Former Vice President, Alhaji Atiku Abubakar has urged the federal government to immediately ban flights between Nigeria and the United Kingdom.
Atiku noted in a statement on Sunday that the action has become necessary in view of the health hazards that may result if the new coronavirus strain reported in the UK is imported into Nigeria.
Atiku said the government must take action immediately to avoid a repeat of what happened during the first wave of the COVID-19 virus when Nigeria failed to shut down its borders before the virus penetrated the country.
He warned that Nigeria’s health sector is not sufficiently prepared to handle the impact of another surge in pandemic hence the need to take preventive action before its too late.
The statement reads: “The reason Nigeria took a harder than necessary hit during the first wave of the COVID19 virus is because the Federal Government failed to heed the warnings of well meaning Nigerians, like myself and others, to shut down our borders once the virus became a pandemic.
Hindsight is 20/20. Nevertheless, we must learn from history or we stand the risk of repeating it. The new strain of COVID19 that has erupted in the United Kingdom, and specifically, London, can add to Nigeria’s health emergency if we do not act with an abundance of caution and temporarily halt all flights to and from the UK, until this new strain is brought under control.
Already, prudent nations are taking prompt action, and Nigeria must take necessary precautions, due to the volume of air traffic between Nigerian airports and London, where this new strain has erupted.

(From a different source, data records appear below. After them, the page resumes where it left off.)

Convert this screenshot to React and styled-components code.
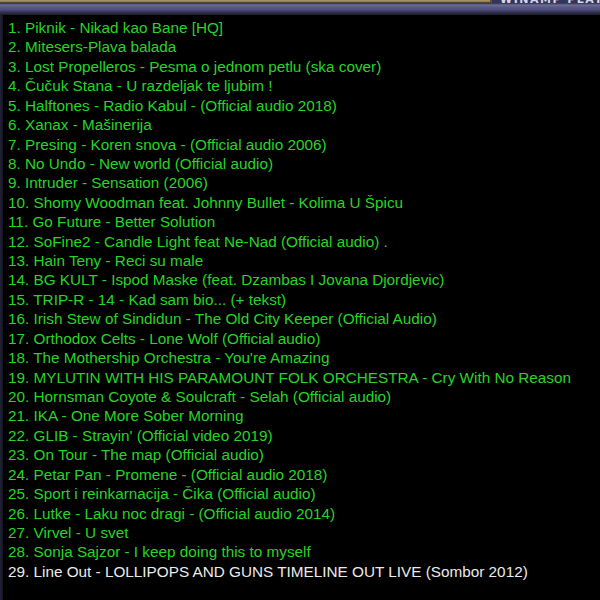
import React from 'react'
import styled, {createGlobalStyle} from 'styled-components'

const GlobalStyle = createGlobalStyle`
  html, body {
    margin: 0;
    padding: 0;
    background: #000;
  }
  body {
    font-family: "Liberation Sans", Arial, sans-serif;
  }
`

const Window = styled.div`
  width: 600px;
  height: 600px;
  overflow: hidden;
  display: flex;
  flex-direction: column;
  background: #000;
`
const TitleRow = styled.div`
  display: flex;
  height: 3px;
  background: #34345a;
`
const TanBar = styled.div`
  flex: 1;
  background: linear-gradient(to bottom, #a8976a 0%, #8c7b52 100%);
  border-right: 2px solid #5e5236;
  border-bottom: 1px solid #4f4530;
`
const TitleBox = styled.div`
  width: 100px;
  display: flex;
  align-items: flex-end;
  overflow: hidden;
  padding-left: 8px;
`
const TitleText = styled.span`
  font-family: "DejaVu Sans", sans-serif;
  font-weight: bold;
  font-size: 11px;
  line-height: 9px;
  letter-spacing: 1.5px;
  color: #d6d6e8;
  white-space: nowrap;
  transform: translateY(1px);
`
const Rail = styled.div`
  height: 12px;
  background: linear-gradient(to bottom,
    #2e2e48 0px, #6e6e98 2px, #5a5a88 4px, #4c4c7a 7px, #33334f 9px, #1c1c2c 12px);
`
const Body = styled.div`
  flex: 1;
  display: flex;
`
const LeftEdge = styled.div`
  width: 3px;
  background: linear-gradient(to right, #24243a, #14141f);
`
const List = styled.ol`
  list-style: none;
  margin: 0;
  padding: 3px 0 0 5px;
  flex: 1;
`
const Row = styled.li`
  font-size: 15.3px;
  line-height: 19.42px;
  white-space: nowrap;
  color: ${props => props.selected ? '#ebebeb' : '#27d427'};
`

const tracks = [
  'Piknik - Nikad kao Bane [HQ]',
  'Mitesers-Plava balada',
  'Lost Propelleros - Pesma o jednom petlu (ska cover)',
  'Čučuk Stana - U razdeljak te ljubim !',
  'Halftones - Radio Kabul - (Official audio 2018)',
  'Xanax - Mašinerija',
  'Presing - Koren snova - (Official audio 2006)',
  'No Undo - New world (Official audio)',
  'Intruder - Sensation (2006)',
  'Shomy Woodman feat. Johnny Bullet - Kolima U Špicu',
  'Go Future - Better Solution',
  'SoFine2 - Candle Light feat Ne-Nad (Official audio) .',
  'Hain Teny - Reci su male',
  'BG KULT - Ispod Maske (feat. Dzambas I Jovana Djordjevic)',
  'TRIP-R - 14 - Kad sam bio... (+ tekst)',
  'Irish Stew of Sindidun - The Old City Keeper (Official Audio)',
  'Orthodox Celts - Lone Wolf (Official audio)',
  'The Mothership Orchestra - You\'re Amazing',
  'MYLUTIN WITH HIS PARAMOUNT FOLK ORCHESTRA - Cry With No Reason',
  'Hornsman Coyote & Soulcraft - Selah (Official audio)',
  'IKA - One More Sober Morning',
  'GLIB - Strayin\' (Official video 2019)',
  'On Tour - The map (Official audio)',
  'Petar Pan - Promene - (Official audio 2018)',
  'Sport i reinkarnacija - Čika (Official audio)',
  'Lutke - Laku noc dragi - (Official audio 2014)',
  'Virvel - U svet',
  'Sonja Sajzor - I keep doing this to myself',
  'Line Out - LOLLIPOPS AND GUNS TIMELINE OUT LIVE (Sombor 2012)'
]

export default function App () {
  return <Window>
    <GlobalStyle />
    <TitleRow>
      <TanBar />
      <TitleBox>
        <TitleText>WINAMP PLAYLIST</TitleText>
      </TitleBox>
    </TitleRow>
    <Rail />
    <Body>
      <LeftEdge />
      <List>
        {
          tracks.map((t, i) =>
            <Row key={i} selected={i === tracks.length - 1}>{i + 1}. {t}</Row>
          )
        }
      </List>
    </Body>
  </Window>
}
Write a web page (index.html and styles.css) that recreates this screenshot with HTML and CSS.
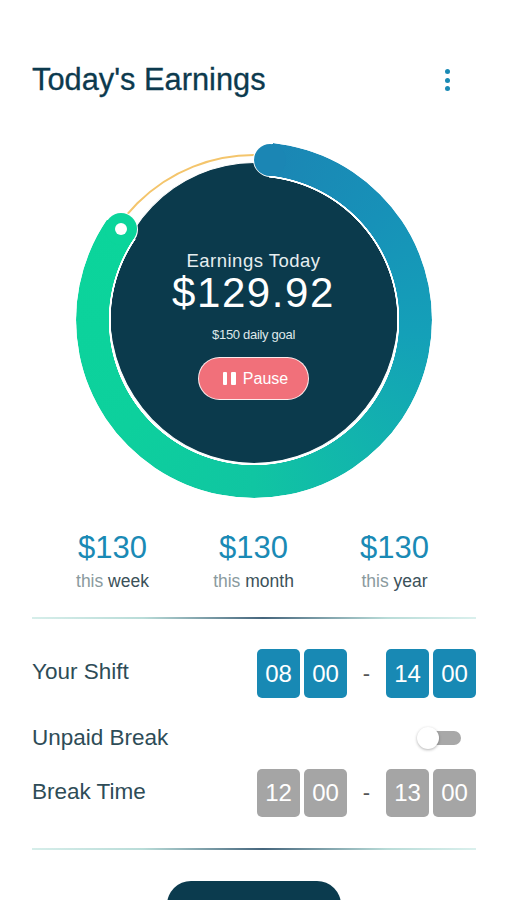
FILE: index.html
```html
<!DOCTYPE html>
<html lang="en">
<head>
    <meta charset="UTF-8">
    <meta name="viewport" content="width=device-width, initial-scale=1.0">
    <link rel="stylesheet" href="styles.css">
    <title>Today's Earnings</title>
</head>
<body>
    <div id="app">
        <header class="top-bar">
            <h1>Today's Earnings</h1>
            <button class="kebab" aria-label="More options">
                <span></span><span></span><span></span>
            </button>
        </header>

        <div class="dial">
            <div class="disc">
                <div class="disc-title">Earnings Today</div>
                <div class="disc-amount">$129.92</div>
                <div class="disc-goal">$150 daily goal</div>
                <button class="pause-btn">
                    <span class="pause-icon"><i></i><i></i></span>
                    Pause
                </button>
            </div>
            <div class="goal-track"></div>
            <div class="ring-edge"></div>
            <div class="halo halo-start"></div>
            <div class="halo halo-end"></div>
            <div class="ring"></div>
            <div class="cap cap-start"></div>
            <div class="cap cap-end"></div>
            <div class="knob-dot"></div>
        </div>

        <div class="stats">
            <div class="stat">
                <div class="stat-value">$130</div>
                <div class="stat-label"><span class="muted">this</span> week</div>
            </div>
            <div class="stat">
                <div class="stat-value">$130</div>
                <div class="stat-label"><span class="muted">this</span> month</div>
            </div>
            <div class="stat">
                <div class="stat-value">$130</div>
                <div class="stat-label"><span class="muted">this</span> year</div>
            </div>
        </div>

        <div class="divider"></div>

        <div class="settings">
            <div class="setting-row shift-row">
                <span class="setting-label">Your Shift</span>
                <div class="time-range">
                    <span class="time-box">08</span>
                    <span class="time-box">00</span>
                    <span class="dash">-</span>
                    <span class="time-box">14</span>
                    <span class="time-box">00</span>
                </div>
            </div>
            <div class="setting-row toggle-row">
                <span class="setting-label">Unpaid Break</span>
                <span class="toggle"><span class="toggle-knob"></span></span>
            </div>
            <div class="setting-row break-row">
                <span class="setting-label">Break Time</span>
                <div class="time-range off">
                    <span class="time-box">12</span>
                    <span class="time-box">00</span>
                    <span class="dash">-</span>
                    <span class="time-box">13</span>
                    <span class="time-box">00</span>
                </div>
            </div>
        </div>

        <div class="divider divider-bottom"></div>

        <div class="bottom">
            <button class="main-btn"><span class="main-icon">$$</span></button>
        </div>
    </div>
</body>
</html>
```

FILE: styles.css
```css
body {
    margin: 0;
    padding: 0;
    background-color: #ffffff;
    font-family: "Liberation Sans", Arial, sans-serif;
    overflow: hidden;
}

#app {
    width: 507px;
    height: 900px;
    overflow: hidden;
}

.top-bar {
    margin-top: 62px;
    padding: 0 57px 0 32px;
    display: flex;
    justify-content: space-between;
    align-items: center;
}

h1 {
    margin: 0;
    font-size: 30.8px;
    line-height: 36px;
    font-weight: 400;
    color: #0c3a4e;
    -webkit-text-stroke: 0.3px #0c3a4e;
}

.kebab {
    border: none;
    background: none;
    padding: 0;
    display: flex;
    flex-direction: column;
    gap: 3.3px;
}

.kebab span {
    width: 5px;
    height: 5px;
    border-radius: 50%;
    background-color: #1a8ab5;
}

/* dial */

.dial {
    position: relative;
    width: 356px;
    height: 356px;
    margin: 44px auto 0;
}

.disc {
    position: absolute;
    left: 33px;
    top: 20px;
    width: 290px;
    height: 302px;
    box-sizing: border-box;
    border: 1.5px solid #ffffff;
    border-radius: 50%;
    background-color: #0b3a4c;
    display: flex;
    flex-direction: column;
    align-items: center;
    padding-top: 86.5px;
    color: #ffffff;
}

.disc-title {
    font-size: 18.5px;
    line-height: 22px;
    letter-spacing: 0.5px;
    color: #e6eef0;
}

.disc-amount {
    margin-top: 3px;
    font-size: 42px;
    line-height: 36px;
    letter-spacing: 1.6px;
}

.disc-goal {
    margin-top: 16.5px;
    font-size: 13px;
    line-height: 16px;
    letter-spacing: -0.3px;
    color: #dfe8ea;
}

.pause-btn {
    margin-top: 14px;
    width: 111px;
    height: 43px;
    box-sizing: border-box;
    border: 1.5px solid rgba(255, 255, 255, 0.85);
    border-radius: 22px;
    background-color: #f1707a;
    color: #ffffff;
    font-family: "Liberation Sans", Arial, sans-serif;
    font-size: 16px;
    display: flex;
    align-items: center;
    justify-content: center;
    gap: 7px;
    padding: 0 0 0 4px;
}

.pause-icon {
    display: flex;
    gap: 4px;
}

.pause-icon i {
    width: 4.5px;
    height: 13px;
    border-radius: 1px;
    background-color: #ffffff;
}

.goal-track {
    position: absolute;
    inset: 12px;
    border: 2px solid #f4c56c;
    border-radius: 50%;
}

.ring-edge,
.ring {
    position: absolute;
    inset: 0;
    border-radius: 50%;
}

.ring-edge {
    background: conic-gradient(transparent 0deg 6deg, #ffffff 6deg 304.4deg, transparent 304.4deg);
    -webkit-mask: radial-gradient(circle closest-side, transparent 143px, #000 143.5px);
    mask: radial-gradient(circle closest-side, transparent 143px, #000 143.5px);
}

.ring {
    background: conic-gradient(transparent 0deg 6deg, #1b86b4 6deg, #1791b8 50deg, #14a0b8 95deg,
        #12b4ad 140deg, #10c5a2 180deg, #0dd09d 230deg, #0bd59b 304.4deg, transparent 304.4deg);
    -webkit-mask: radial-gradient(circle closest-side, transparent 145px, #000 145.5px);
    mask: radial-gradient(circle closest-side, transparent 145px, #000 145.5px);
}

.halo,
.cap,
.knob-dot {
    position: absolute;
    border-radius: 50%;
}

.halo {
    width: 35px;
    height: 35px;
    background-color: #ffffff;
}

.halo-start {
    left: 177.3px;
    top: 0.4px;
}

.halo-end {
    left: 27.7px;
    top: 69.5px;
}

.cap {
    width: 32px;
    height: 32px;
}

.cap-start {
    left: 178.8px;
    top: 1.9px;
    background-color: #1b86b4;
}

.cap-end {
    left: 29.2px;
    top: 71px;
    background-color: #0bd59b;
}

.knob-dot {
    left: 39.2px;
    top: 81px;
    width: 12px;
    height: 12px;
    background-color: #ffffff;
}

/* stats */

.stats {
    margin-top: 31.5px;
    display: grid;
    grid-template-columns: repeat(3, 141px);
    justify-content: center;
    text-align: center;
}

.stat-value {
    font-size: 31px;
    line-height: 36px;
    color: #1a8ab5;
}

.stat-label {
    margin-top: 4.5px;
    font-size: 17.5px;
    line-height: 22px;
    color: #3b5159;
}

.stat-label .muted {
    color: #8a9a9e;
}

.divider {
    margin: 25px 31px 0 32px;
    height: 2px;
    background: linear-gradient(90deg, #d6eeea 0%, #b9dcd8 25%, #46667d 52%, #b9dcd8 80%, #daf0ed 100%);
}

.divider-bottom {
    margin-top: 31px;
}

/* settings */

.settings {
    padding: 0 31px 0 32px;
}

.setting-row {
    display: flex;
    justify-content: space-between;
    align-items: center;
}

.shift-row {
    margin-top: 30px;
    height: 49px;
}

.toggle-row {
    margin-top: 20px;
    height: 40px;
}

.break-row {
    margin-top: 11px;
    height: 48px;
}

.setting-label {
    font-size: 22.5px;
    color: #2e4c57;
}

.shift-row .setting-label {
    margin-top: -4px;
}

.break-row .setting-label {
    margin-top: -2px;
}

.time-range {
    display: flex;
    align-items: stretch;
    height: 100%;
}

.time-box {
    width: 43px;
    margin-right: 4px;
    border-radius: 5px;
    background-color: #1889b4;
    color: #ffffff;
    font-size: 24px;
    display: flex;
    align-items: center;
    justify-content: center;
}

.time-box:last-child {
    margin-right: 0;
}

.time-range.off .time-box {
    background-color: #a5a5a5;
}

.dash {
    width: 31px;
    margin-right: 4px;
    display: flex;
    align-items: center;
    justify-content: center;
    font-size: 22px;
    color: #555555;
}

.toggle {
    position: relative;
    width: 34px;
    height: 14px;
    margin-right: 15px;
    border-radius: 7px;
    background-color: #a8a8a8;
}

.toggle-knob {
    position: absolute;
    left: -10px;
    top: -4px;
    width: 22px;
    height: 22px;
    border-radius: 50%;
    background-color: #ffffff;
    box-shadow: 0 1px 3px rgba(0, 0, 0, 0.3);
}

/* bottom button */

.bottom {
    display: flex;
    justify-content: center;
    margin-top: 31px;
}

.main-btn {
    width: 174px;
    height: 58px;
    border: none;
    border-radius: 24px;
    background-color: #0b3b4e;
    font-family: "Liberation Sans", Arial, sans-serif;
    font-size: 16px;
    line-height: 16px;
    text-align: left;
    padding: 12px 0 0 28px;
    display: block;
}

.main-icon {
    color: #cfd58a;
}
```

We must face the reality that our health sector is not sufficiently prepared to handle a sudden and unpredictable surge of this pandemic. We have already lost lives needlessly. We need not lose more.
In the case of this virus, an ounce of prevention is worth a pound of cure.”
The lastest report on the covid-19 status of Nigeria by the Nigeria Centre for Disease Control (NCDC) puts the country’s total infection at 77,933, with 67,784 discharged cases.